On the Reaction Time when the Stimulus is applied to the Reacting Hand. J. F. Reigart and E. C. Sanford. Am. J. Ps., V, 3, pp. 351-355.

Exner was led to believe that the reaction time was 10σ longer when the stimulus was applied to the reacting hand than when applied to the other. Some 500 experiments made in the psychological laboratory at Clark University show that the reaction time is practically the same, whether the stimulus is applied to one hand or the other.

W. B. P.

Experiments upon Physiological Memory by Means of the Interference of Associations. J. A. Bergström. Am. J. Ps., V, 3, pp. 356-369.
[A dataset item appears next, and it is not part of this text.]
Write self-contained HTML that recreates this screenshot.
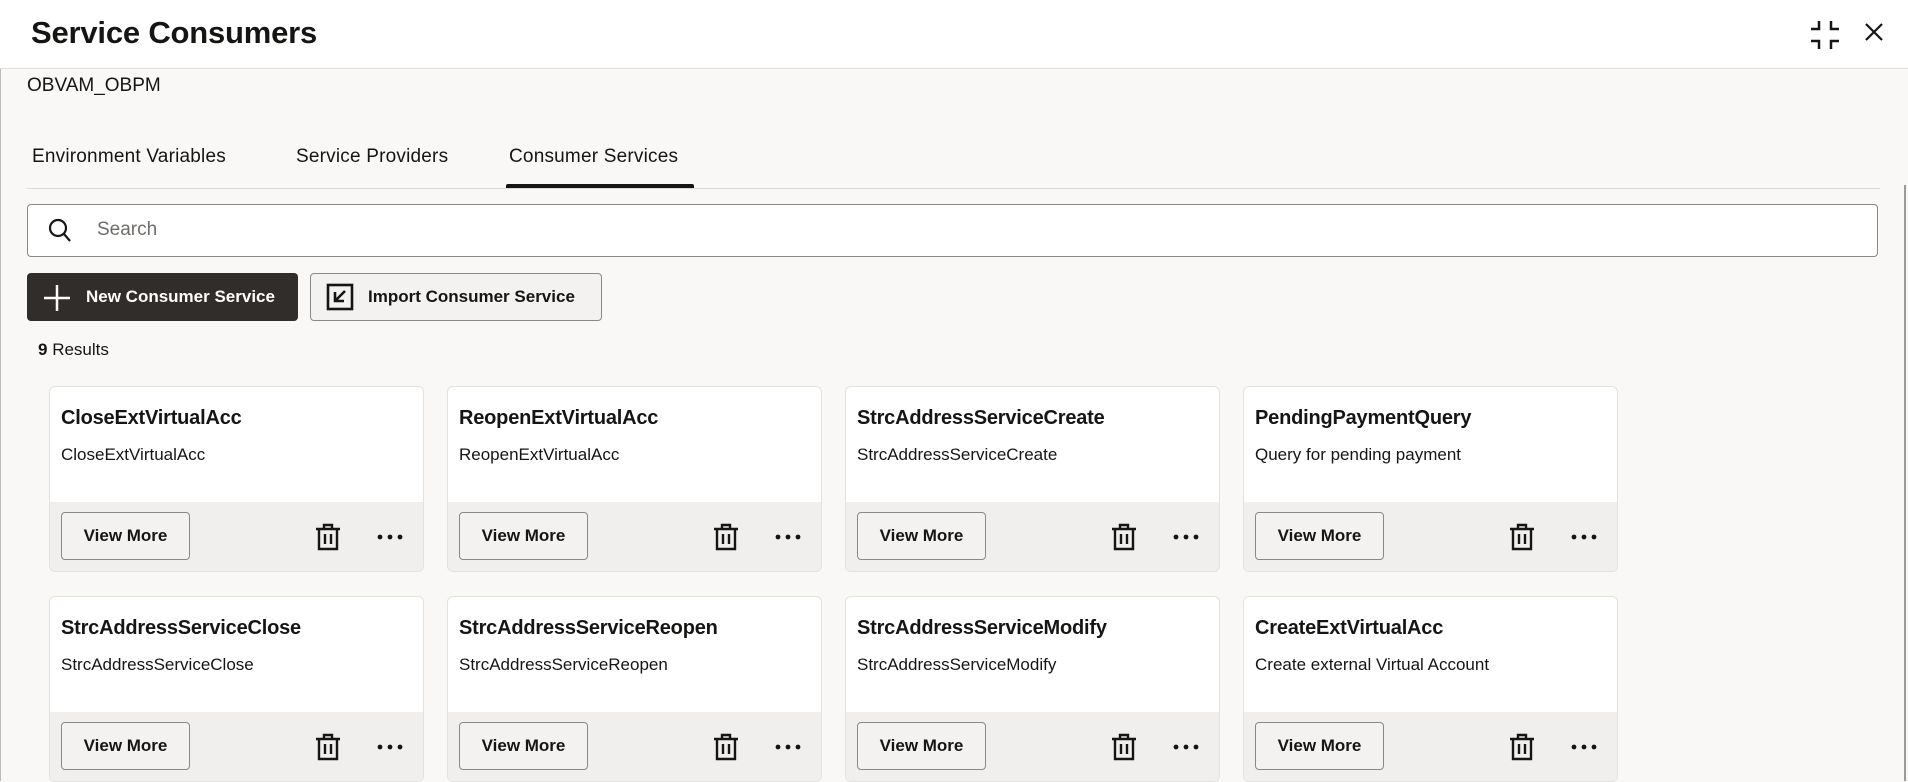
<!DOCTYPE html>
<html><head><meta charset="utf-8"><style>
*{box-sizing:border-box;margin:0;padding:0}
body{width:1908px;height:781px;overflow:hidden;background:#f9f8f6;font-family:"Liberation Sans",sans-serif;color:#161513;position:relative}
.hdr{position:absolute;left:0;top:0;width:1908px;height:69px;background:#fff;border-bottom:1px solid #e0dedb}
.t{position:absolute;left:31px;top:15px;font-size:31px;font-weight:bold;letter-spacing:-0.2px}
.a{position:absolute}
.tab{position:absolute;top:146px;font-size:19px;letter-spacing:0.2px}
.card{position:absolute;width:375px;height:186px;background:#fff;border:1px solid #e4e2df;border-radius:6px;overflow:hidden}
.card h3{position:absolute;left:11px;top:20px;font-size:20px;font-weight:bold;letter-spacing:-0.2px}
.card p{position:absolute;left:11px;top:58px;font-size:17px}
.ft{position:absolute;left:0;top:115px;width:100%;height:71px;background:#f1efed}
.vm{position:absolute;left:11px;top:10px;width:129px;height:48px;border:1px solid #8a8784;border-radius:4px;background:#f4f2f0;font-size:17px;font-weight:bold;text-align:center;line-height:46px}
.tr{position:absolute;left:264px;top:21px}
.dt{position:absolute;left:326px;top:31px}
</style></head><body>
<div class="hdr"><div class="t">Service Consumers</div>
<svg class="a" style="left:1810px;top:20px" width="30" height="30" viewBox="0 0 30 30" fill="none" stroke="#161513" stroke-width="2.5"><path d="M1 9H9V1M21 1V9H29M1 21H9V29M21 29V21H29"/></svg>
<svg class="a" style="left:1864px;top:22px" width="20" height="20" viewBox="0 0 20 20" stroke="#161513" stroke-width="2.2"><path d="M2 2L18 18M18 2L2 18"/></svg>
</div>
<div style="position:absolute;left:0;top:69px;width:1px;height:712px;background:#bbb"></div>
<div style="position:absolute;left:1904px;top:185px;width:2px;height:596px;background:#999"></div>
<div class="a" style="left:27px;top:75px;font-size:19px">OBVAM_OBPM</div>
<div class="tab" style="left:32px">Environment Variables</div>
<div class="tab" style="left:296px">Service Providers</div>
<div class="tab" style="left:509px">Consumer Services</div>
<div class="a" style="left:27px;top:188px;width:1853px;height:1px;background:#dcdad7"></div>
<div class="a" style="left:506px;top:184px;width:188px;height:4px;background:#161513;border-radius:2px 2px 0 0"></div>
<div class="a" style="left:27px;top:204px;width:1851px;height:53px;background:#fff;border:1px solid #8a8784;border-radius:4px"></div>
<svg class="a" style="left:48px;top:218px" width="24" height="26" viewBox="0 0 24 26" fill="none" stroke="#161513" stroke-width="2.2"><circle cx="10" cy="10" r="8"/><path d="M16 16L22 23"/></svg>
<div class="a" style="left:97px;top:219px;font-size:19px;color:#6f6c69">Search</div>
<div class="a" style="left:27px;top:273px;width:271px;height:48px;background:#312d2a;border-radius:4px"></div>
<svg class="a" style="left:43px;top:284px" width="28" height="28" viewBox="0 0 28 28" stroke="#fff" stroke-width="2.5"><path d="M14 1V27M1 14H27"/></svg>
<div class="a" style="left:86px;top:287px;font-size:17px;font-weight:bold;color:#fff">New Consumer Service</div>
<div class="a" style="left:310px;top:273px;width:292px;height:48px;background:#f4f2f0;border:1px solid #8a8784;border-radius:4px"></div>
<svg class="a" style="left:326px;top:283px" width="28" height="28" viewBox="0 0 28 28" fill="none" stroke="#161513" stroke-width="2.6"><rect x="2" y="2" width="24" height="24"/><path d="M19 8L10 17M9 9V18H18"/></svg>
<div class="a" style="left:368px;top:287px;font-size:17px;font-weight:bold">Import Consumer Service</div>
<div class="a" style="left:38px;top:340px;font-size:17px"><b>9</b> Results</div>

<svg width="0" height="0" style="position:absolute"><defs>
<symbol id="tr" viewBox="0 0 28 28"><g fill="none" stroke="#161513" stroke-width="2.4"><path d="M2 6H26M10 6V2H18V6M5 6V26H23V6M11 11V21M17 11V21"/></g></symbol>
<symbol id="dt" viewBox="0 0 30 8"><circle cx="4" cy="4" r="2.4" fill="#161513"/><circle cx="14" cy="4" r="2.4" fill="#161513"/><circle cx="24" cy="4" r="2.4" fill="#161513"/></symbol>
</defs></svg>

<div class="card" style="left:49px;top:386px"><h3>CloseExtVirtualAcc</h3><p>CloseExtVirtualAcc</p><div class="ft"><div class="vm">View More</div><svg class="tr" width="28" height="28"><use href="#tr"/></svg><svg class="dt" width="30" height="8"><use href="#dt"/></svg></div></div>
<div class="card" style="left:447px;top:386px"><h3>ReopenExtVirtualAcc</h3><p>ReopenExtVirtualAcc</p><div class="ft"><div class="vm">View More</div><svg class="tr" width="28" height="28"><use href="#tr"/></svg><svg class="dt" width="30" height="8"><use href="#dt"/></svg></div></div>
<div class="card" style="left:845px;top:386px"><h3>StrcAddressServiceCreate</h3><p>StrcAddressServiceCreate</p><div class="ft"><div class="vm">View More</div><svg class="tr" width="28" height="28"><use href="#tr"/></svg><svg class="dt" width="30" height="8"><use href="#dt"/></svg></div></div>
<div class="card" style="left:1243px;top:386px"><h3>PendingPaymentQuery</h3><p>Query for pending payment</p><div class="ft"><div class="vm">View More</div><svg class="tr" width="28" height="28"><use href="#tr"/></svg><svg class="dt" width="30" height="8"><use href="#dt"/></svg></div></div>
<div class="card" style="left:49px;top:596px"><h3>StrcAddressServiceClose</h3><p>StrcAddressServiceClose</p><div class="ft"><div class="vm">View More</div><svg class="tr" width="28" height="28"><use href="#tr"/></svg><svg class="dt" width="30" height="8"><use href="#dt"/></svg></div></div>
<div class="card" style="left:447px;top:596px"><h3>StrcAddressServiceReopen</h3><p>StrcAddressServiceReopen</p><div class="ft"><div class="vm">View More</div><svg class="tr" width="28" height="28"><use href="#tr"/></svg><svg class="dt" width="30" height="8"><use href="#dt"/></svg></div></div>
<div class="card" style="left:845px;top:596px"><h3>StrcAddressServiceModify</h3><p>StrcAddressServiceModify</p><div class="ft"><div class="vm">View More</div><svg class="tr" width="28" height="28"><use href="#tr"/></svg><svg class="dt" width="30" height="8"><use href="#dt"/></svg></div></div>
<div class="card" style="left:1243px;top:596px"><h3>CreateExtVirtualAcc</h3><p>Create external Virtual Account</p><div class="ft"><div class="vm">View More</div><svg class="tr" width="28" height="28"><use href="#tr"/></svg><svg class="dt" width="30" height="8"><use href="#dt"/></svg></div></div>
</body></html>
The experiments consisted in sorting a pack of different kinds of cards, as indicated by a word or a picture, into piles of the different kinds. After the cards had once been sorted with the piles in a certain order, a longer time was required to sort them with a different arrangement of the piles. This interference from the previously formed associations decreased rapidly during the first eight seconds, afterwards more slowly, vanishing entirely in less than twenty-four hours.

W. B. P.

A New Instrument for Weber's Law; with Indications of a Law of Sense of Memory. J. H. Leuba. Am. J. Ps., V, 3, pp. 370-384.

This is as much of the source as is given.